Hay burócratas que son
inquisitoriales, por falta de alas para volar. Se reconocen enseguida.
Hacen daño, pero uno sabe que existen, porque en una sociedad humana,
existe todo tipo de ser humano, y los sortea. Estos jóvenes “rebeldes”,
sin embargo, viven disfrazados. Son inquisidores posmodernos. Hablan
contra todos los dogmatismos, contra los que cercenan sueños, para
acabar de una vez con la Imaginación, con la Esperanza, con la Fe.
Exponen sin recatos los sueños permitidos: una casa, un carro, una
buena vida. Cuando dicen que la Revolución los ata, no se refieren a
inexistentes pretensiones de vuelo: quieren decir que la Revolución no
los deja ocuparse de sí mismos, hacer mucho dinero, divertirse en
fiestas privadas. Que los acosa instándolos a volar.
Ayer en
la tarde no lo comprendí bien, aunque lo intuía. Pero los niños de
Cremata me lo aclararon, entre risas, lágrimas y canciones de Silvio.
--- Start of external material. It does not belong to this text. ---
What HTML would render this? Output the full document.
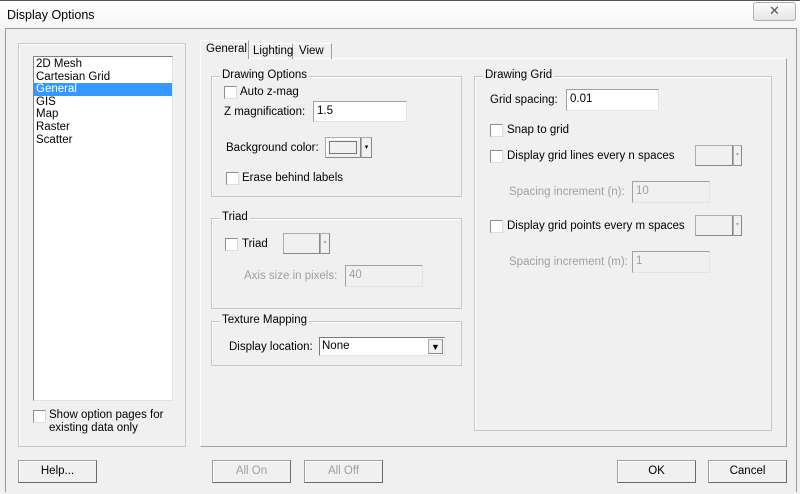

Esos jóvenes y algunos mayores, elegantes, sofisticados señores,
conforman un oscuro e inadvertido tribunal que, en nombre de los
sueños, condena el acto de soñar; que en nombre de la Libertad, quiere
que regresemos a una época en la que los sueños no rebasaban el espacio
de un hogar. Ayer fue el día inaugural del Festival de Teatro de La
Habana, y casi de casualidad se enfrentaron, como arte y como farsa,
dos visiones del futuro: la que apela a la libertad del espíritu y la
que no trasciende los límites del cuerpo.